Nate Wade is the Senior Director of Strategic Initiatives at Arizona State University’s College of Health Solutions (CHS). With progressive leadership roles spanning fifteen years in higher education at three R1 institutions, Nate has committed himself to the advancement of social outcomes as well as academic disciplines in STEM, health, and healthcare. Nate’s portfolio includes multiple college-wide strategic initiatives and special projects related to student success, academic planning, and project management. He enjoys fast-paced, high-energy environments that encourage creative solutions for real-world problems.
Nate is committed to student success, and he has facilitated increases in student enrollment, retention, and graduation outcomes, created innovative approaches to academic and pre-health advising, and built pre-college/pipeline, bridge, and residential college programs. Within the area of academic planning, Nate has increased undergraduate and graduate degree offerings, expanded programs to multiple campuses (including online), and used data to identify unmet market needs to inform program planning decisions. To accomplish his goals, Nate leverages his knowledge and expertise, brining additional project management skills including strategic planning, quantitative data analysis, market research, website development, grant writing, marketing and communications, and relationship development with alumni and community partners.
He is dedicated to the health and well-being of the communities he serves and has extensive experience in disaster relief, emergency management, and student crisis management. Nate currently co-leads COVID-19 Initiatives for his college where he helped to organize and facilitate the ASU National COVID-19 Diagnostics Summit. Nate received Voluntary Organizations Active in Disaster (VOAD) training which prepared him to lead volunteer relief efforts following natural disasters including F-5 tornadoes and hurricanes. While working at Louisiana State University (LSU) during Hurricane Katrina, he was committed to helping displaced individuals alongside clinicians at the largest triage center and acute care field hospital in U.S. history. At the University of Alabama at Birmingham (UAB), Nate served as a member of the university-wide CARE Team which helped find solutions for students experiencing academic, social, and crisis situations including mental health concerns.
Nate values and commits himself to diversity, inclusion, and equity. Seven years ago, he co-founded the Summer Health Institute at ASU which is an introduction to health careers for high school students – many of whom are first-generation, come from low-income households, or are underrepresented or underserved. Nate also co-created two large-scale diversity programs while at UAB which were nominated for the UAB President’s Diversity Award. He served on the gender/equity subcommittee for the UAB Athletics Advisory Committee and also served on the Diversity Committee for LSU Housing. Currently, Nate serves on the Committee for Diversity and Inclusion for the Western Association for the Health Professions (WAAHP).

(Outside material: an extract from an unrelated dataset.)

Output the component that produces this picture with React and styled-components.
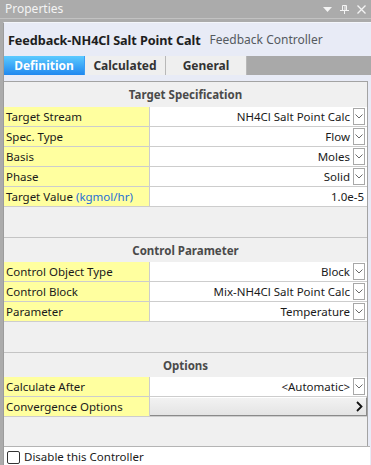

Nate’s dissertation explored three topics: 1) proactive policymaking for genomic privacy, piracy, and property, 2) socio-technical futures of our lifespan, and 3) is health care a public value? His thesis explored the medicolegal system and reporting of death in the United States with a particular emphasis on quantitative data collection and analysis of a system transitioning from a coroner to a medical examiner system in Jefferson County, Alabama.
Wade, N.L. (2019). Is Health Care a Public Value? International Journal of Public Administration.
Wade, N.L. (2019). Measuring, Manipulating, and Predicting Student Success: A Ten-Year Assessment of Carnegie R1 Doctoral Universities from 2004-2013. Journal of College Student Retention: Research, Theory & Practice. 21(1), 119-141.
Essary, A.C. & Wade, N.L. (2016). An Innovative Program in the Science of Health Care Delivery: Workforce Diversity in the Business of Health. Journal of Allied Health. 45(2), 21-25.